End-to-end encryption or other words known as line encryption, currently widely used for secure transactions, especially in EDC technology. Encryption technology (3 DES, AES), which also include digital signing and verification process (SHA, DSA, Elliptic Curve, RSA) sometimes using many of keys and needs to manage. Thus, encryption and key management technologies have become important on the line encryption system. Thales HSM such as nShield Connect or payShield 9000 can be used for a robust encryption and key management as a supplement in line encryption technology or end-to-end encryption.
In order to make compliance with PCI DSS requirement 3, “Protect stored cardholder” data and requirement 4, “Encrypt transmission of cardholder data across open, public networks” easier, merchants around the world have been reaching for end-to-end encryption solutions.
But how do you know if you are using a “good” end-to-end encryption solution (or point to point encryption – P2PE as PCI SSC calls it)? Many suppliers are of course reputable companies, but today there is guidance but there are no standards on what constitutes good practice for encrypting payment transaction data. Readers from outside the industry may be surprised to know that the PIN is in fact the only data for which standards on how to protect it using encryption exist.
Well, that will change when a new ASC X9 standard comes to fruition…
The new standard, X9.119, defines the requirements for protecting sensitive payment card data when using encryption methods. Faced with no clear definitions today, people responsible for protecting transactions may inadvertently pick solutions that do not protect the right data, don’t protect it adequately, or use questionable encryption algorithms with poor protection of encryption keys. Alternatively, they may put off encryption, protect nothing, and risk a PCI audit failure. The new standard is, if you like, a definition of the minimum security requirements to be used when encryption is used to protect sensitive payment card data.
I’ve written about X9.119 before in a post about POS standards, but not about the progress it is making.
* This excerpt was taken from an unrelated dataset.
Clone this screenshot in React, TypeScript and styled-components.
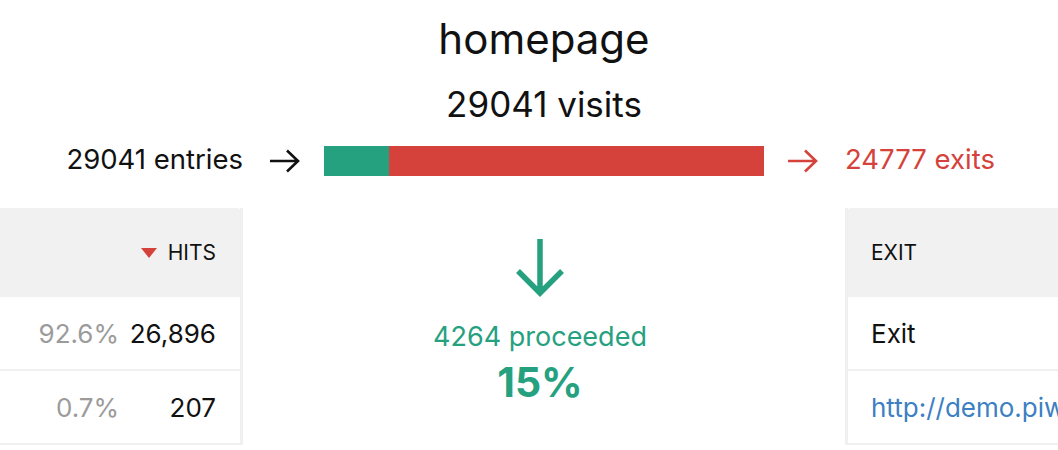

Using the new standard, people will be able to clearly identify which cardholder data they need to protect and the details on how to protect it. It defines what categories of data there are (sensitive, non-sensitive) and says what must always be protected, what need never be protected, and what in combination does require protection. It will also be clear what algorithms must be used to encrypt data (such as triple DES or AES), and how encryption keys should be managed. It is also likely that as X9 requires the encryption of PINs to use a Hardware Security Module (HSM), X9.119 may also require the encryption of sensitive payment card data to use an HSM.
While ASC X9 is a US standards body, the influence of X9.119 is likely to stretch globally. Here’s how it might play out. The PCI SSC (Security Standards Council) point to point encryption technology white paper identifies that, “Based on analysis of PCI DSS key management requirements and existing standards for PIN key management, PCI DSS will develop a key management standard [for P2PE]”. As existing standards for PIN key management come from ASC X9, it’s a fair bet that PCI SSC P2PE key management standards may reference the new X9.119 standard.
All this is good news for both vendors and for users. Vendors can provide solutions that support the new standard with the potential for future interoperability rather than using proprietary approaches, and users can be confident that selecting a solution that complies with X9.119 they are using proven, accepted methods to protect sensitive data, making compliance to a PCI audit much easier.